A further assumption is that appraisal occurs continuously. That is, a number of appraisal theorists have proposed that humans constantly engage in a meaning analysis in which the adaptational significance of their relationship to the environment is appraised, with the goal being to avoid, minimize, or alleviate an appraised actual or potential harm, or to seek, maximize, or maintain an appraised actual or potential benefit. The reason for proposing that appraisal occurs continuously is that the emotion system is seen as an important motivational system that has evolved to alert the individual when he or she is confronted to adaptationally relevant circumstances. In order to serve this alerting function, the emotion-elicitation mechanism must be constantly "on guard" in order to be able to signal such circumstances when they arise. It is important to note that in making this assumption, appraisal theorists do not assert that the appraisal process need be conscious or deliberate; instead, they have consistently maintained that appraisal can occur automatically and outside of awareness. The importance and implications of this latter assumption is considered in more detail when I discuss process models of appraisal.
So, basically, there is something in people that is constantly searching and alerting people for significant emotional events. I don’t know how to explain the complexity of the appraisal process that someone goes through in order to respond to emotions. People experience emotion constantly, there must be extremely complicated evaluations going on all of the time - you are constantly deeply thinking about the significance of what is going around you and how that is impacting your own emotions.
A final major assumption is that the emotion system is highly organized and differentiated. Appraisal theorists recognize that the same basic approach/avoid dichotomy associated with drives and reflexes and subscribed to by theorists endorsing two-dimensional conceptions of emotion, such as positive and negative affect, is fundamental to emotion. However, appraisal theorists describe emotion as being far more differentiated than a simple view of this dichotomy would allow. They argue that there are different major types of harm and benefit, and that these different types have different implications for how one might best contend with them. This is especially true for actual and potential harms, in which, depending on the circumstances, the most adaptive course might be to avoid the harmful situation, but could also range from active attach of the agent causing the harmful circumstances to reprimanding oneself if one caused the circumstances, to accepting and enduring the harmful circumstances if they cannot be avoided or repaired. Building on Arnold’s definition of emotion mentioned previously, contemporary appraisal theorists tend to conceptualize different emotions as different modes of action readiness, each of which is a response to a particular type of adaptationally relevant situation ,and each of which physically and motivationally prepares and pushes the individual to contend with those circumstances in a certain way (e.g., at attack in anger, to avoid or flee in fear, to accept and heal in sadness). Within this differentiated system, the fundamental role of appraisal, again, is to call forth the appropriate emotion(s) when the individual in confronted with personally adaptationally relevant circumstances.

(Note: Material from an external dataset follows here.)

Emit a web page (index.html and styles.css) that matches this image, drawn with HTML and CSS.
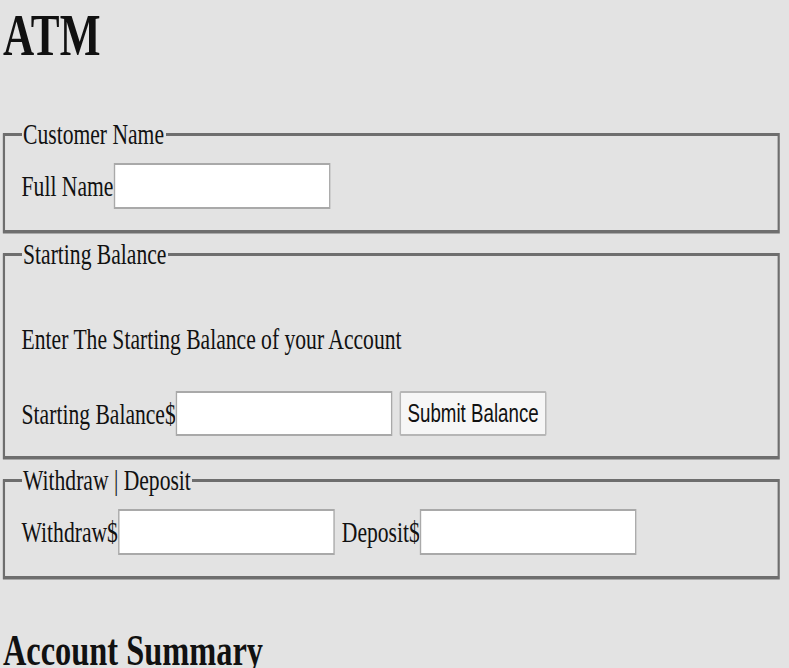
FILE: index.html
```html
<!DOCTYPE html>
<html lang="en">
<head>
<meta charset="utf-8">
<title>ATM</title>
<link rel="stylesheet" href="styles.css">
</head>
<body>
<div class="page">
  <h1 class="title">ATM</h1>
  <form class="atm">
    <fieldset class="group group-name">
      <legend class="group-legend">Customer Name</legend>
      <div class="row">
        <label class="label" for="fullname">Full Name</label><input class="field" id="fullname" type="text">
      </div>
    </fieldset>
    <fieldset class="group group-balance">
      <legend class="group-legend">Starting Balance</legend>
      <p class="hint">Enter The Starting Balance of your Account</p>
      <div class="row">
        <label class="label" for="start">Starting Balance$</label><input class="field" id="start" type="text"><button class="btn" type="button">Submit Balance</button>
      </div>
    </fieldset>
    <fieldset class="group group-trans">
      <legend class="group-legend">Withdraw | Deposit</legend>
      <div class="row">
        <label class="label" for="withdraw">Withdraw$</label><input class="field" id="withdraw" type="text"><label class="label label-gap" for="deposit">Deposit$</label><input class="field" id="deposit" type="text">
      </div>
    </fieldset>
  </form>
  <h2 class="summary">Account Summary</h2>
</div>
</body>
</html>
```
FILE: styles.css
```css
html, body {
  margin: 0;
  padding: 0;
  background: #e3e3e3;
}
html {
  overflow: hidden;
}
body {
  overflow: hidden;
}
.page {
  width: 1096px;
  box-sizing: border-box;
  padding: 0 13px 0 4px;
  transform: scaleX(0.72);
  transform-origin: 0 0;
  font-family: "Liberation Serif", "Times New Roman", serif;
  font-size: 30px;
  color: #111;
}
.title {
  font-size: 60px;
  line-height: 70px;
  font-weight: bold;
  margin: 0 0 47px;
}
.atm {
  margin: 0;
}
.group {
  margin: 0 0 4px;
  min-width: 0;
  border: 3px solid #6e6e6e;
  box-shadow: 0 1px 0 #a9a9a9;
  padding: 12px 20px 20px 23px;
}
.group-name {
  padding-bottom: 21px;
}
.group-trans {
  padding-bottom: 21px;
}
.group-legend {
  padding: 0 2px;
  font-size: 30px;
  line-height: 34px;
}
.hint {
  margin: 39px 0 35px;
  line-height: 34px;
}
.row {
  display: flex;
  align-items: center;
}
.label {
  line-height: 34px;
  white-space: nowrap;
}
.label-gap {
  margin-left: 10px;
}
.field {
  box-sizing: border-box;
  width: 301px;
  height: 46px;
  margin: 0;
  padding: 0 4px;
  background: #fff;
  border: 2px solid #a9a9a9;
  font: inherit;
}
.group-balance .field {
  height: 45px;
}
.btn {
  box-sizing: border-box;
  width: 204px;
  height: 45px;
  margin: 0 0 0 10px;
  padding: 0;
  background: #f6f6f6;
  border: 2px solid #b6b6b6;
  border-radius: 2px;
  font-family: "Liberation Sans", Arial, sans-serif;
  font-size: 26px;
  color: #111;
}
.summary {
  font-size: 45px;
  line-height: 52px;
  font-weight: bold;
  margin: 45px 0 0;
}
```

So when someone experiences an emotion, there is an adaptation taking place (at least if the circumstance is somewhat new). They have to process if this emotion is harmful or beneficial, and they respond to each in the appropriate fashion. People can learn each time they have an emotional response. The way their emotions respond to something each time changes. Not just in terms of if it is beneficial or harmful, but perhaps if it is cool or exciting. Though I would think that pain and pleasure (or beneficial or harmful) would be the dominant things by which people respond to, seeing as everything - even when it includes other complicated elements (such as other emotions or attitudes) - is dominated by our response of it is beneficial or harmful.
The existing appraisal models generally include some sort of evaluation of how important or relevant the stimulus situation is to the person, whether it is desirable or undesirable, whether and to what degree the person is able to cope with the situation, and who or what caused or is responsible for the situation (and thus toward what or whom one’s coping efforts should be directed). Different patterns of outcomes along such dimensions are hypothesized to result in the experience of different emotions. Moreover, the specific pattern of appraisal hypothesized to result in the experience of a given emotion is conceptually closely linked to the functions proposed to be served by that emotion. To illustrate how these models are organized in this way, I draw on the model of Smith + Lazarus9.
According to this model, situations are evaluated along seven dimensions: motivational relevance, motivational congruence, problem-focused coping potential, emotion-focused coping potential, self-accountability, other accountability, and future expectancy. Motivational relevance involves an evaluation of how important the situation is to the person; motivational is a key part of the term, however, in that importance is appraised in a subjective, relational sense, evaluating the relevance of what is happening in the situation to the individual’s goals and motivations. Motivational congruence is an appraisal of the extent to which the situation is in line with current goals, which again is relational - to the extent to which the circumstances are appraised as being consistent with one’s goals, they are appraised as highly congruent or desirable, whereas to the extent to which they are appraised as inconsistent with those goals, they are appraised as incongruent of undesirable. Problem-focused coping potential is an assessment of the individual’s ability to act on the situation to increase or maintain its desirability. In contrast, emotion-focused coping potential evaluates the ability to psychologically adjust to and deal with the situation should it turn out not to be as desired. Self-accountability is an assessment of the degree to which an individual sees her/himself as responsible for the situation, whereas other accountability is the extent to which the individual views someone or something else as responsible. Finally, future expectancy involves an evaluation of the degree to which, for any reason, the person expects the circumstances to become more or less desirable. According to the model, different patterns of outcomes along these dimensions (having different adaptational implications) result in the experience of different emotions (serving different adaptations functions). Thus, these appraisal dimensions are held to be responsible for the differentiation of emotional experience.
So, in other words, people care about the emotions they experience and therefore they are constantly evaluating if these emotions line up with the goals and motivations that they have. They evaluate who is responsible for the emotions and the situation they have, if the situation is going to get better, if they can do anything about it, etc. People make these types of decisions and think about these things all of the time - whether they are aware of it or not.